The rush is because its extremely difficult and very hard on relations when you cant just drive to their house and when you have such a strong feeling towards someone, you cant just ignore it, something has to be done because neither me or her want to be seperated any longer.

It's ashame, but completely expected that there is a fair deal of secpticism (spelling :o). If you where my brother telling me this, I'd be telling him to be MASSIVELY cautious. It sounds dodgy to me, and I just don't to read a
"Well she's got her visa, now she wants a divorce" thread in a couple of months
 
I think people are confused about how the whole "UK Visa" system works.

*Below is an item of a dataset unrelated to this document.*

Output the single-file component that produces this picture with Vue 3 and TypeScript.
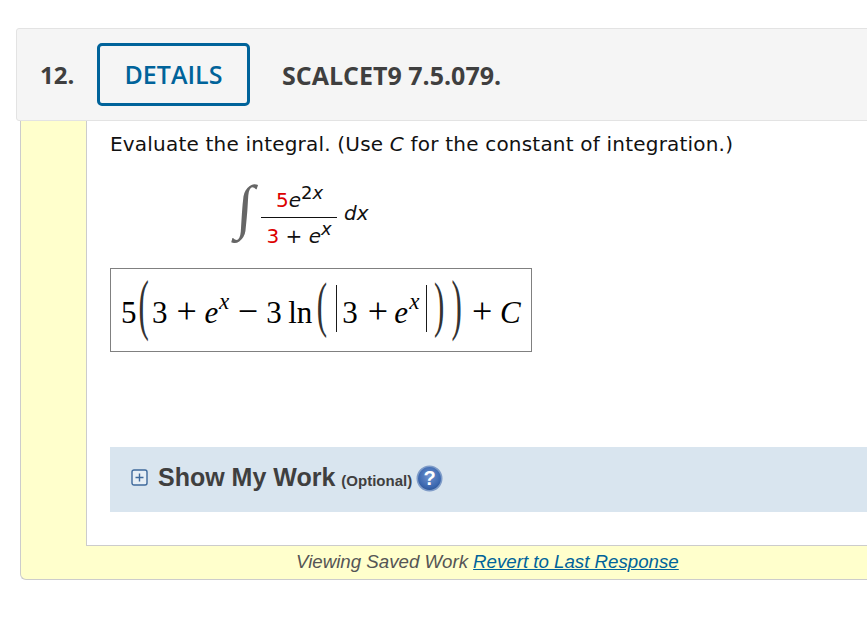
<template>
  <div class="page">
    <div class="question">
      <div class="head">
        <span class="num">12.</span>
        <button class="details">DETAILS</button>
        <span class="code">SCALCET9 7.5.079.</span>
      </div>
      <div class="shell">
        <div class="panel">
          <p class="prompt">Evaluate the integral. (Use <i>C</i> for the constant of integration.)</p>
          <div class="integral">
            <span class="int-sign">∫</span>
            <div class="frac">
              <div class="top"><span class="red">5</span><i>e</i><sup><span>2</span><i>x</i></sup></div>
              <div class="bottom"><span class="red">3</span> + <i>e</i><sup><i>x</i></sup></div>
            </div>
            <span class="dx"><i>dx</i></span>
          </div>
          <div class="answer">
            <span
              v-for="(t, i) in answer"
              :key="i"
              :class="t.kind"
              :style="{ marginLeft: t.gap + 'px' }"
            >{{ t.text }}</span>
          </div>
          <div class="work">
            <svg class="toggle" width="17" height="17" viewBox="0 0 17 17">
              <rect x="1" y="1" width="15" height="15" rx="2" fill="#e6eef5" stroke="#3f6a9c" stroke-width="1.4" />
              <path d="M4.5 8.5h8M8.5 4.5v8" stroke="#3f6a9c" stroke-width="1.4" fill="none" />
            </svg>
            <span class="work-title">Show My Work</span>
            <span class="optional">(Optional)</span>
            <svg class="help" width="27" height="27" viewBox="0 0 27 27">
              <defs>
                <radialGradient id="helpFill" cx="50%" cy="40%" r="60%">
                  <stop offset="0" stop-color="#6f93cf" />
                  <stop offset="0.75" stop-color="#3c68b0" />
                  <stop offset="1" stop-color="#2c5596" />
                </radialGradient>
              </defs>
              <circle cx="13.5" cy="13.5" r="12.2" fill="url(#helpFill)" stroke="#7f9cc8" stroke-width="1.6" />
              <text x="13.5" y="20" text-anchor="middle" class="help-mark">?</text>
            </svg>
          </div>
        </div>
        <div class="foot">
          <i>Viewing Saved Work</i> <a href="#" class="revert">Revert to Last Response</a>
        </div>
      </div>
    </div>
  </div>
</template>

<script setup lang="ts">
interface Token {
  text: string;
  kind: string;
  gap: number;
}

// the typeset answer, gap is the kerning in front of each token
const answer: Token[] = [
  { text: '5', kind: 'num-tok', gap: 0 },
  { text: '(', kind: 'paren big', gap: 2 },
  { text: '3', kind: 'num-tok', gap: 3.2 },
  { text: '+', kind: 'op', gap: 9 },
  { text: 'e', kind: 'var', gap: 7.7 },
  { text: 'x', kind: 'var exp', gap: 0.7 },
  { text: '−', kind: 'op', gap: 8.5 },
  { text: '3', kind: 'num-tok', gap: 8.2 },
  { text: 'ln', kind: 'num-tok', gap: 6.5 },
  { text: '(', kind: 'paren mid', gap: 4.5 },
  { text: '', kind: 'bar', gap: 9.2 },
  { text: '3', kind: 'num-tok', gap: 5 },
  { text: '+', kind: 'op', gap: 10 },
  { text: 'e', kind: 'var', gap: 6.2 },
  { text: 'x', kind: 'var exp', gap: 1.2 },
  { text: '', kind: 'bar', gap: 6 },
  { text: ')', kind: 'paren mid', gap: 7.5 },
  { text: ')', kind: 'paren big', gap: 7.2 },
  { text: '+', kind: 'op', gap: 10.2 },
  { text: 'C', kind: 'var', gap: 7.7 }
];
</script>

<style>
html, body {
  margin: 0;
  background: #fff;
  overflow: hidden;
}
</style>

<style scoped>
.page {
  width: 867px;
  height: 617px;
  padding-top: 28px;
  box-sizing: border-box;
  overflow: hidden;
}

.question {
  width: 900px;
  margin-left: 16px;
}

.head {
  height: 93px;
  box-sizing: border-box;
  display: flex;
  align-items: center;
  background: #f5f5f5;
  border: 1px solid #e3e3e3;
  border-radius: 3px;
  font-family: "Open Sans", sans-serif;
  color: #3f3f3f;
  padding-left: 23px;
}

.num {
  font-size: 24px;
  font-weight: 700;
  width: 57px;
}

.details {
  width: 153px;
  height: 63px;
  box-sizing: border-box;
  border: 3px solid #00639a;
  border-radius: 5px;
  background: transparent;
  color: #00639a;
  font-family: "Open Sans", sans-serif;
  font-size: 25px;
  font-weight: 600;
  padding: 0 0 2px;
}

.code {
  margin-left: 32px;
  font-size: 25px;
  font-weight: 700;
}

.shell {
  margin-left: 4px;
  background: #ffffcc;
  border-left: 1px solid #ccc;
  border-bottom: 1px solid #ccc;
  border-radius: 0 0 0 6px;
  padding-left: 65px;
}

.panel {
  height: 425px;
  box-sizing: border-box;
  background: #fff;
  border-left: 1px solid #ccc;
  border-bottom: 1px solid #ccc;
  padding: 10px 0 0 23px;
  font-family: "DejaVu Sans", sans-serif;
  color: #111;
}

.prompt {
  margin: 0;
  font-size: 20px;
  letter-spacing: 0.2px;
  line-height: 27px;
}

.integral {
  display: flex;
  align-items: center;
  height: 79px;
  margin-top: 15px;
  padding-left: 127px;
  font-size: 20px;
}

.int-sign {
  width: 24px;
  font-family: "Liberation Serif", serif;
  font-size: 60px;
  line-height: 60px;
  color: #666;
  margin-top: -12px;
  transform: skewX(-4deg);
}

.frac {
  text-align: center;
  width: 76px;
  margin-top: 8px;
}

.top {
  border-bottom: 1px solid #111;
  height: 36px;
  line-height: 38px;
  white-space: nowrap;
  padding-left: 1px;
  box-sizing: content-box;
}

.bottom {
  height: 34px;
  line-height: 36px;
  white-space: nowrap;
}

.frac sup {
  font-size: 18px;
  line-height: 0;
  vertical-align: 8px;
}

.red {
  color: #dd0000;
}

.dx {
  margin-left: 7px;
}

.answer {
  width: 422px;
  height: 84px;
  box-sizing: border-box;
  margin-top: 16px;
  border: 1px solid #808080;
  display: flex;
  align-items: baseline;
  padding: 27px 0 0 10px;
  font-family: "Liberation Serif", serif;
  font-size: 31px;
  line-height: 31px;
  color: #000;
}

.var {
  font-style: italic;
}

.exp {
  font-size: 23px;
  line-height: 23px;
  transform: translateY(-14px);
}

.paren {
  display: inline-block;
  color: #333;
}

.paren.big {
  transform: translateY(-9px) scale(1, 2.2);
}

.paren.mid {
  transform: translateY(-8px) scale(1, 1.96);
}

.op {
  font-size: 36px;
  line-height: 31px;
}

.bar {
  width: 1px;
  height: 47px;
  background: #1a1a1a;
  align-self: flex-start;
  margin-top: -11px;
}

.work {
  height: 65px;
  margin-top: 95px;
  background: #d9e5ef;
  display: flex;
  align-items: center;
  padding-left: 21px;
  font-family: "Liberation Sans", sans-serif;
  color: #3f3f3f;
}

.toggle {
  margin-top: -4px;
}

.work-title {
  font-size: 25px;
  font-weight: 700;
  margin: -5px 0 0 10px;
}

.optional {
  font-size: 15px;
  font-weight: 700;
  margin: 2px 0 0 6px;
}

.help {
  margin: -2px 0 0 4px;
}

.help-mark {
  font-family: "Liberation Sans", sans-serif;
  font-size: 20px;
  font-weight: 700;
  fill: #fff;
}

.foot {
  height: 33px;
  box-sizing: border-box;
  padding: 0 0 2px 210px;
  display: flex;
  align-items: center;
  gap: 5px;
  font-family: "Liberation Sans", sans-serif;
  font-size: 18.7px;
  color: #555;
}

.revert {
  color: #00639a;
  font-style: italic;
}
</style>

She cant just come here on her Spouse Visa, divorce me and then return lol.

Why do you all think she will divorce me? IF IF IF i had ANY ANY ANY doubt in my mind i would not risk my money and assets and LIFE with this girl, hell no. I may be young and "IN LOVE" but i am not stupid.

You'd be surprised how many times I have heard that. When you are in love you're completely biased. Can you explain why she could come to the UK get married and then divorce you? Obviously I'm missing something.
 
To dress as that I would need to source a black hole from somewhere, or maybe just a black blanket :p



I have told her that I'm proposing as early as possible this year, as in a number of years my salary will have risen, thus cheaper to get a ring now :D:D:D



She doesn't want me to propse with loads of people around, clapping and all that jazz. Plus she obviously wants me to put some serious thought into it, like I wouldn't. Although leavig Left 4 Dead halfway through a campaign and proposing to her on the sofa should shock her enough ;) :D
Meh, maybe it's because I don't really get the whole marriage thing, if it meant something then sure. But to me, someone spending thousands of pounds on a ring is just pointless, what's the "rule"? 2 months of salary? I know it would be my responsibility but if my girlfriend was going to spend that much on a useless piece of jewlery i would tell them to not bother and keep the money for something usefull.

Same with an expensive marriage, spedning thousands on a wedding is completely ridiculous.

If someone really needs those kind of assurances that I love them then they're really not for me, crazy materialistic people.